Si ce brave garçon eût été réellement aux prises avec une passion pour moi, j’en eusse fait un martyr, car je m’acharnais à ne pas me laisser oublier. Cela eût été odieux ; mais mon ignorance des passions empêchait ma conscience de m’avertir, et j’allais toujours pensant que le bienfait de mon amitié épurée devait aider Frumence malgré lui à entretenir sa vertu sans trop de souffrance. Je jouais à mon insu un jeu de grande coquette, un jeu à me perdre, si Frumence n’eût été le plus sage et le meilleur des hommes.

Ne le voyant presque plus, j’imaginai de lui écrire sous prétexte de le consulter sur mes études. J’éprouvais le besoin d’essayer mon style et de parler de moi à un esprit prosterné devant le mien. Je me mis donc, moi aussi, à écrire des pages de rêveries et de réflexions et à les glisser dans mes cahiers, comme par mégarde ; mais je reconnus que ce serait trop naïf, tout en étant très-hypocrite, et je m’adressai franchement à lui en le priant de résoudre mes doutes. À propos des amours illustres ou des renoncements austères de l’histoire, je tâchais de l’entraîner dans des subtilités de psychologie ou de sentiment où je m’égarais moi-même. Je lui posais des problèmes, je lui soulignais des citations, j’appelais sa méditation sur des niaiseries solennelles, ou sur des problèmes insolubles de lui à moi. J’y portais une hardiesse inouïe et une candeur étonnante ; car Jennie avait su me garder chaste comme elle-même, et il n’est aucune de mes inquiétudes de cœur qu’elle n’eût pu guérir par son sens droit et délicat, si j’eusse daigné l’interroger ; mais j’avais l’ingrat caprice de ne plus vouloir d’elle pour mon guide immédiat, et peut-être aussi aurais-je rougi devant elle, si elle eût deviné le roman que je me forgeais sur le compte de Frumence.

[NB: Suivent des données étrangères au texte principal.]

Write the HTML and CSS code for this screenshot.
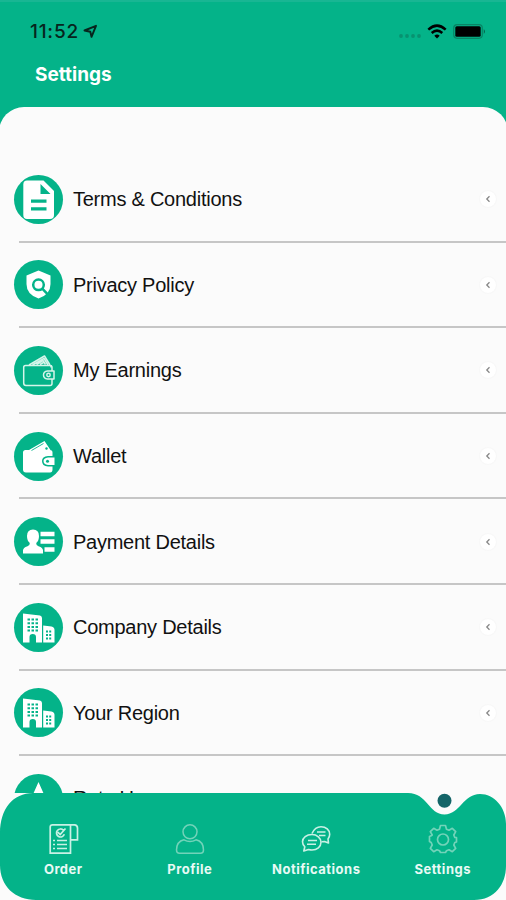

Celui-ci répondit très-prudemment à mes indiscrètes curiosités. Il ne voulut pas prendre mes griffonnages pour des épîtres que je lui adressais. Il eut l’air de les considérer comme des essais littéraires que je soumettais à son jugement. Il se contenta d’écrire en marge, en me les rendant, des réflexions comme celles-ci : « Pas mal rédigé, — question oiseuse, — raisonnement assez juste, — recherche futile, — page bien écrite et bien pensée, — divagation puérile, — bonne réflexion, — rêvasserie de quelqu’un qui s’endort devant son encrier, » etc., etc. — Et il ne garda aucun de ces précieux écrits qui étaient destinés à éclairer et à calmer son âme agitée. — Je m’en étonnai un peu, et puis j’essayai de croire qu’il en prenait copie et qu’un jour il me dirait : « Voilà ce que j’ai feint de dédaigner ; mais j’en ai fait mon profit ; vous m’avez sauvé, par la sainte amitié, des orages de l’amour. »

C’est lui dont la sainte bonté m’eût guérie, à elle seule, de mes sottes illusions ; mais un concours de circonstances nouvelles devait bientôt les dissiper radicalement.